= Heinrich Werner (physician) =

German physician (1874–1946)

Heinrich Werner (14 May 1874 - 1946) was a German physician born in Mühlhausen, Saxony.

He studied medicine at the Kaiser Wilhelm Academy in Berlin, and subsequently served as a military physician in various capacities in the German colonies of German East Africa, German Southwest Africa (1904–1906) and Kamerun (1914). Within this time period he also worked as a medical clinician in Hamburg (1906-1913). During World War I he was a corps- and army hygienist in Belgium, Russia and Romania. After the war, he retired with the title of Generaloberst, practicing medicine in Berlin as a specialist of infectious diseases.

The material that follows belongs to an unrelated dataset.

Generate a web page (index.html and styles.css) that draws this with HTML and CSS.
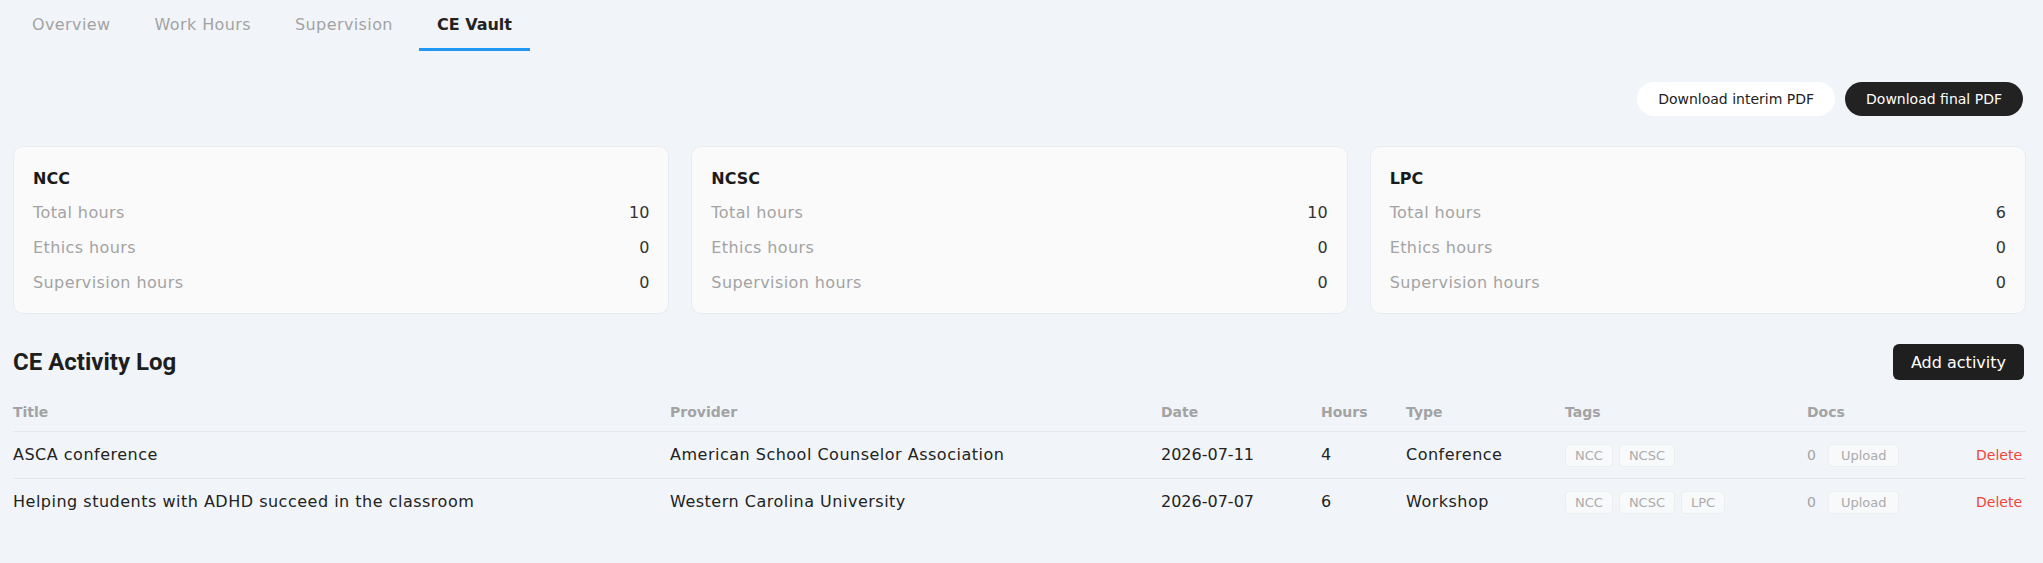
FILE: index.html
```html
<!DOCTYPE html>
<html lang="en">
<head>
<meta charset="utf-8">
<title>CE Vault</title>
<link rel="stylesheet" href="styles.css">
</head>
<body>
<div class="page">
  <nav class="tabs">
    <a class="tab">Overview</a>
    <a class="tab">Work Hours</a>
    <a class="tab">Supervision</a>
    <a class="tab active">CE Vault</a>
  </nav>

  <div class="toolbar">
    <button class="pill pill-light">Download interim PDF</button>
    <button class="pill pill-dark">Download final PDF</button>
  </div>

  <section class="cards">
    <div class="card">
      <div class="card-title">NCC</div>
      <div class="card-row"><span class="label">Total hours</span><span class="value">10</span></div>
      <div class="card-row"><span class="label">Ethics hours</span><span class="value">0</span></div>
      <div class="card-row"><span class="label">Supervision hours</span><span class="value">0</span></div>
    </div>
    <div class="card">
      <div class="card-title">NCSC</div>
      <div class="card-row"><span class="label">Total hours</span><span class="value">10</span></div>
      <div class="card-row"><span class="label">Ethics hours</span><span class="value">0</span></div>
      <div class="card-row"><span class="label">Supervision hours</span><span class="value">0</span></div>
    </div>
    <div class="card">
      <div class="card-title">LPC</div>
      <div class="card-row"><span class="label">Total hours</span><span class="value">6</span></div>
      <div class="card-row"><span class="label">Ethics hours</span><span class="value">0</span></div>
      <div class="card-row"><span class="label">Supervision hours</span><span class="value">0</span></div>
    </div>
  </section>

  <section class="log">
    <div class="log-head">
      <h2 class="log-title">CE Activity Log</h2>
      <button class="add-btn">Add activity</button>
    </div>
    <div class="table">
      <div class="trow thead">
        <div>Title</div>
        <div>Provider</div>
        <div>Date</div>
        <div>Hours</div>
        <div>Type</div>
        <div>Tags</div>
        <div>Docs</div>
        <div></div>
      </div>
      <div class="trow tbody">
        <div class="txt">ASCA conference</div>
        <div class="txt">American School Counselor Association</div>
        <div class="num">2026-07-11</div>
        <div class="num">4</div>
        <div class="txt">Conference</div>
        <div class="tags"><span class="chip">NCC</span><span class="chip">NCSC</span></div>
        <div class="docs"><span class="count">0</span><span class="chip upload">Upload</span></div>
        <div class="action"><span class="delete">Delete</span></div>
      </div>
      <div class="trow tbody">
        <div class="txt">Helping students with ADHD succeed in the classroom</div>
        <div class="txt">Western Carolina University</div>
        <div class="num">2026-07-07</div>
        <div class="num">6</div>
        <div class="txt">Workshop</div>
        <div class="tags"><span class="chip">NCC</span><span class="chip">NCSC</span><span class="chip">LPC</span></div>
        <div class="docs"><span class="count">0</span><span class="chip upload">Upload</span></div>
        <div class="action"><span class="delete">Delete</span></div>
      </div>
    </div>
  </section>
</div>
</body>
</html>
```

FILE: styles.css
```css
* { box-sizing: border-box; }

html, body {
  margin: 0;
  background: #f1f5f9;
}

body {
  font-family: "DejaVu Sans", "Noto Sans", sans-serif;
  font-size: 16px;
  color: #222;
}

.page {
  padding: 0 17px 0 13px;
}

/* Tabs */
.tabs {
  display: flex;
  gap: 8px;
  margin-left: 1px;
}

.tab {
  display: block;
  padding: 13px 18px 11px;
  line-height: 24px;
  font-size: 16px;
  letter-spacing: 0.4px;
  color: #a3a3a3;
  border-bottom: 3px solid transparent;
}

.tab.active {
  color: #222;
  font-weight: 600;
  letter-spacing: 0;
  border-bottom-color: #2196f3;
}

/* Toolbar */
.toolbar {
  display: flex;
  justify-content: flex-end;
  gap: 10px;
  margin-top: 31px;
  margin-right: 3px;
}

.pill {
  font-family: inherit;
  height: 34px;
  padding: 0 21px;
  border-radius: 17px;
  font-size: 14px;
  border: none;
  line-height: 34px;
}

.pill-light {
  background: #ffffff;
  color: #222;
}

.pill-dark {
  background: #222222;
  color: #ffffff;
}

/* Cards */
.cards {
  display: grid;
  grid-template-columns: repeat(3, 1fr);
  gap: 22px;
  margin-top: 30px;
}

.card {
  background: #fafafa;
  border: 1px solid #e8ecf0;
  border-radius: 10px;
  padding: 20px 19px 18px 19px;
}

.card-title {
  font-weight: 700;
  line-height: 24px;
  margin-bottom: 10px;
  color: #1a1a1a;
  font-size: 16px;
}

.card-row {
  display: flex;
  justify-content: space-between;
  line-height: 24px;
}

.card-row + .card-row {
  margin-top: 11px;
}

.label {
  color: #a3a3a3;
  letter-spacing: 0.4px;
}

.value {
  color: #333;
}

/* Log */
.log {
  margin-top: 30px;
}

.log-head {
  display: flex;
  justify-content: space-between;
  align-items: center;
  height: 36px;
}

.log-title {
  margin: 0;
  font-family: Roboto, "Liberation Sans", sans-serif;
  font-weight: 700;
  font-size: 24px;
  color: #1e1e1e;
}

.add-btn {
  font-family: inherit;
  background: #1f1f1f;
  color: #fff;
  border: none;
  border-radius: 6px;
  height: 36px;
  padding: 0 18px;
  font-size: 16px;
  margin-right: 2px;
}

.table {
  margin-top: 12px;
}

.trow {
  display: grid;
  grid-template-columns: 657px 491px 160px 85px 159px 242px 1fr auto;
  align-items: center;
}

.thead {
  padding: 10px 0 9px;
  line-height: 20px;
  font-size: 14px;
  font-weight: 700;
  color: #a3a3a3;
  border-bottom: 1px solid #e6e9ec;
}

.tbody {
  padding: 11px 0;
  line-height: 24px;
}

.tbody + .tbody {
  border-top: 1px solid #e6e9ec;
}

.txt {
  letter-spacing: 0.5px;
}

.tags, .docs {
  display: flex;
  align-items: center;
  gap: 6px;
}

.docs {
  gap: 12px;
}

.chip {
  display: inline-block;
  border: 1px solid #eceef0;
  background: #f8f9fa;
  border-radius: 4px;
  font-size: 13px;
  line-height: 17px;
  padding: 2px 9px;
  color: #ababab;
}

.chip.upload {
  padding: 2px 12px;
}

.count {
  font-size: 14px;
  color: #a3a3a3;
}

.action {
  padding-right: 4px;
}

.delete {
  font-size: 14px;
  color: #f44336;
}
```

Werner is remembered for his description of trench fever during an outbreak of the disease in World War I. The disorder is sometimes referred to as "Werner–His disease", named in conjunction with Swiss anatomist Wilhelm His, Jr., who also described the malady. The disease is caused by the parasite Rickettsia quintana, and transmitted to humans by the body louse Pediculus humanus corporis.

During his career, Werner published a number of articles on tropical and parasitic diseases.

== Bibliography ==
- Enteramoeba coli. Handbuch der pathogenen Protozooen, volume 1; Leipzig, 1912.
- "Über eine besondere Erkrankung, die er als Fünftagefiber bezeichnet." Berliner klinische Wochenschrift, 1916, 53: 204. (Concerning trench fever)
- Febris quintana. Berlin and Vienna, 1920.
- "Malaria". In Friedrich Kraus (1858–1936) and Theodor Brugsch (1878–1963): Spezielle Pathologie und Therapie. Volume 2, 3, Berlin, 1923 (19 volumes, Berlin and Vienna, Urban & Schwarzenberg, 1919–1929).
- Fünftagefieber; Handbuch der pathogenen Mikroorganismen, 3rd edition, volume 8,2; Jena, Berlin, and Vienna, 1930.
- Ein Tropenarzt sah Afrika. Nachgelassene papiere. Mit einem Vorwort von E. G. Nauck. Strasbourg/Kehl, ca 1950. 93 pages.